### PROVIDED RECORDS
┏━━

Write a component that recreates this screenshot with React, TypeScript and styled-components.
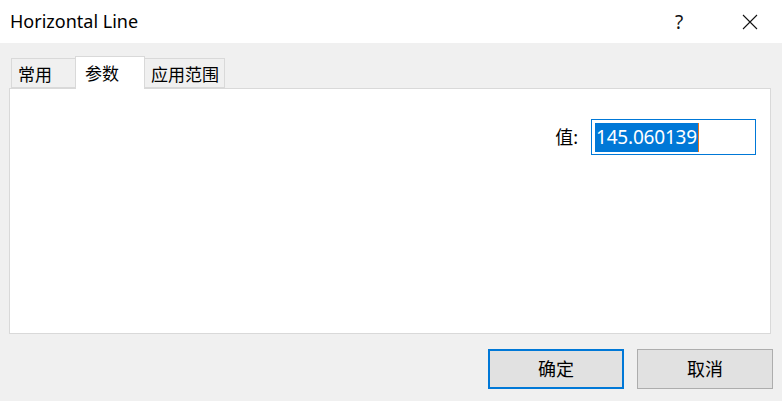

┗━━
┏━━

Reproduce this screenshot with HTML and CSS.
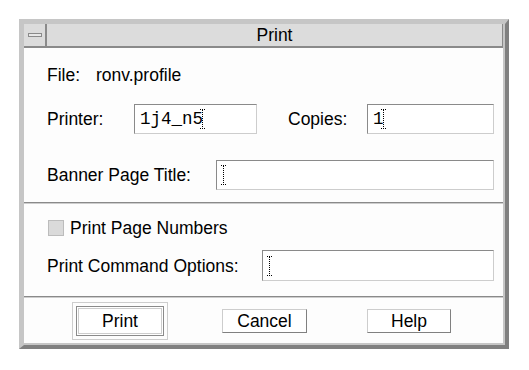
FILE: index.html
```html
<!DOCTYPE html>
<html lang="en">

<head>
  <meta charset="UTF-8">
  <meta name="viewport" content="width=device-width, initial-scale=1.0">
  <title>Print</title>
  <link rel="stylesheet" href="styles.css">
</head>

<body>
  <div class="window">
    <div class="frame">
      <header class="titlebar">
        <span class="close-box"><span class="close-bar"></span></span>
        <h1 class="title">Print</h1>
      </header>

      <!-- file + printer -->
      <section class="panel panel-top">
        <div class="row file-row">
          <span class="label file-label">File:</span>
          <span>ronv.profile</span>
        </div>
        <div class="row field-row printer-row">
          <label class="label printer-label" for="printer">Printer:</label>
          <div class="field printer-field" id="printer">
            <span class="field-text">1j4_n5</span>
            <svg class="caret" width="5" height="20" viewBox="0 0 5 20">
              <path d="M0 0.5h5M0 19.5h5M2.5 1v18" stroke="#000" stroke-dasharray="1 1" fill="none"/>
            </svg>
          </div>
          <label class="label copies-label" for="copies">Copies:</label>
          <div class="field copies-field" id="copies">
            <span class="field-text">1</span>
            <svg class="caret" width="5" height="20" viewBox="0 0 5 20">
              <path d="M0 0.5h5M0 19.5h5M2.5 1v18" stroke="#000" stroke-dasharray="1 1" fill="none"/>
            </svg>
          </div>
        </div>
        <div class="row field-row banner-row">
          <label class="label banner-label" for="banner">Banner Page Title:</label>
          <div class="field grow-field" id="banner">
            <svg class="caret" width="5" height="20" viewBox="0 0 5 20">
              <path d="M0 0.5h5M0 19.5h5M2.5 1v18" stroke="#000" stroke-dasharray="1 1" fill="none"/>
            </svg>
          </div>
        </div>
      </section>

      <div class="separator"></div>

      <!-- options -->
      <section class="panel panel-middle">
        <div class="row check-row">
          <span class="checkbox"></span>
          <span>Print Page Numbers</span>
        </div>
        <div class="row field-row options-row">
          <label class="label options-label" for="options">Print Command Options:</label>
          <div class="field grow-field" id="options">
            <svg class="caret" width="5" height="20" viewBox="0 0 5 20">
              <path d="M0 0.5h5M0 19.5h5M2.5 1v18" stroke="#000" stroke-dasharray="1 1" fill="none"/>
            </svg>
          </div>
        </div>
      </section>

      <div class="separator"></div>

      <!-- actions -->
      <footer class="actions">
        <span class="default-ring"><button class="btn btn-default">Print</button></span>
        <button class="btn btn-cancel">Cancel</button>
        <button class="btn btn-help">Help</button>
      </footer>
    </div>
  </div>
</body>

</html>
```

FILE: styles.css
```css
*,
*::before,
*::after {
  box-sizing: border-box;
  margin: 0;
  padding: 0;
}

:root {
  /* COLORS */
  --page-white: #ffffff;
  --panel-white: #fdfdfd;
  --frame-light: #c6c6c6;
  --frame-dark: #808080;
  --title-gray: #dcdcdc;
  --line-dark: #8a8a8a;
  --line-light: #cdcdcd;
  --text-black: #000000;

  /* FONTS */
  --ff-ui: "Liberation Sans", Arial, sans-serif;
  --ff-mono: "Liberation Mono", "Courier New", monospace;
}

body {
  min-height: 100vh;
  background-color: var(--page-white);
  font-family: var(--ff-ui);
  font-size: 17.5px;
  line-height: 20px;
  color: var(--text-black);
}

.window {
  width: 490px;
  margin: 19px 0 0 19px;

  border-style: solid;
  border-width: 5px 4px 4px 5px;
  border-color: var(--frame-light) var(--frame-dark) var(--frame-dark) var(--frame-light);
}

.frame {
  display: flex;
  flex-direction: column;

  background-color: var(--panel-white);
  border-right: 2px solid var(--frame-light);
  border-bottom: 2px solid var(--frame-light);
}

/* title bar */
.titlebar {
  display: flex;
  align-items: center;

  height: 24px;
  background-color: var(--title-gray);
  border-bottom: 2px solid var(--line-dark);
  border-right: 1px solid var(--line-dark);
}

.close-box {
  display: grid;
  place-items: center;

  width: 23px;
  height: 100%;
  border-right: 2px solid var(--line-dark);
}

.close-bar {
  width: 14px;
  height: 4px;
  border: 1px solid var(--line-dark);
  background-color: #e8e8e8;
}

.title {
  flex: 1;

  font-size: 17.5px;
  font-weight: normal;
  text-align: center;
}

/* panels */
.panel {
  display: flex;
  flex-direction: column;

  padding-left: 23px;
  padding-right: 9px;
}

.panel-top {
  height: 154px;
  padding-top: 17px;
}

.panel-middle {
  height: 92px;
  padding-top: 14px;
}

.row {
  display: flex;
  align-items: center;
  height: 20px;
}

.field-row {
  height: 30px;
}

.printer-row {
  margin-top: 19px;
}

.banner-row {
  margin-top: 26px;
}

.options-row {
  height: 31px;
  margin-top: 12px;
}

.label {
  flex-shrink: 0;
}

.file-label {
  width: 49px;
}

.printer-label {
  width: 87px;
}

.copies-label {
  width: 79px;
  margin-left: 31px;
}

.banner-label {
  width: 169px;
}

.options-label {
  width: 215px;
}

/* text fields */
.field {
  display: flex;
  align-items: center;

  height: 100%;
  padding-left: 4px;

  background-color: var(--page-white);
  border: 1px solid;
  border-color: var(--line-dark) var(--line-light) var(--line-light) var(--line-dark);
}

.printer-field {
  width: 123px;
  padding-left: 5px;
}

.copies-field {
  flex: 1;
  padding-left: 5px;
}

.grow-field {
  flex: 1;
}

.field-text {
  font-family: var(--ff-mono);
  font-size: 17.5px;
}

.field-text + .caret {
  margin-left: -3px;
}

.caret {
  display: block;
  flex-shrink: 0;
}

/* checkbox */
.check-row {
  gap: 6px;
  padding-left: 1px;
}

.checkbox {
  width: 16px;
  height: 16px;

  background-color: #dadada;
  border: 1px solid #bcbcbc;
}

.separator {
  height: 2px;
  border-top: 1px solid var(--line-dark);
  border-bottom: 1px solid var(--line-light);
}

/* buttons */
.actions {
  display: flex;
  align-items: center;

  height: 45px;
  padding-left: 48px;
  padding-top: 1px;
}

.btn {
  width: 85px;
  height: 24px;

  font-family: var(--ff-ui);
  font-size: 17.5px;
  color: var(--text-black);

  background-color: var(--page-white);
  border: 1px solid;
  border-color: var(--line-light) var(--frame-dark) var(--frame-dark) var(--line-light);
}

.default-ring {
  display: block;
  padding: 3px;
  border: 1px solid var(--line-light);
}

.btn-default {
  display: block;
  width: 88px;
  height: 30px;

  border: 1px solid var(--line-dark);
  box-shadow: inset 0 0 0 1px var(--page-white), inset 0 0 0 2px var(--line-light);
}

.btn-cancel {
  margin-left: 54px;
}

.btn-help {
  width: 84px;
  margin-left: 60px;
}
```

┗━━

### INSTRUCTIONS TO FOLLOW
Search the records for the word "this" and copy every line where it occurs.

### ANSWER TO THE PROBLEM
Write a component that recreates this screenshot with React, TypeScript and styled-components.
Reproduce this screenshot with HTML and CSS.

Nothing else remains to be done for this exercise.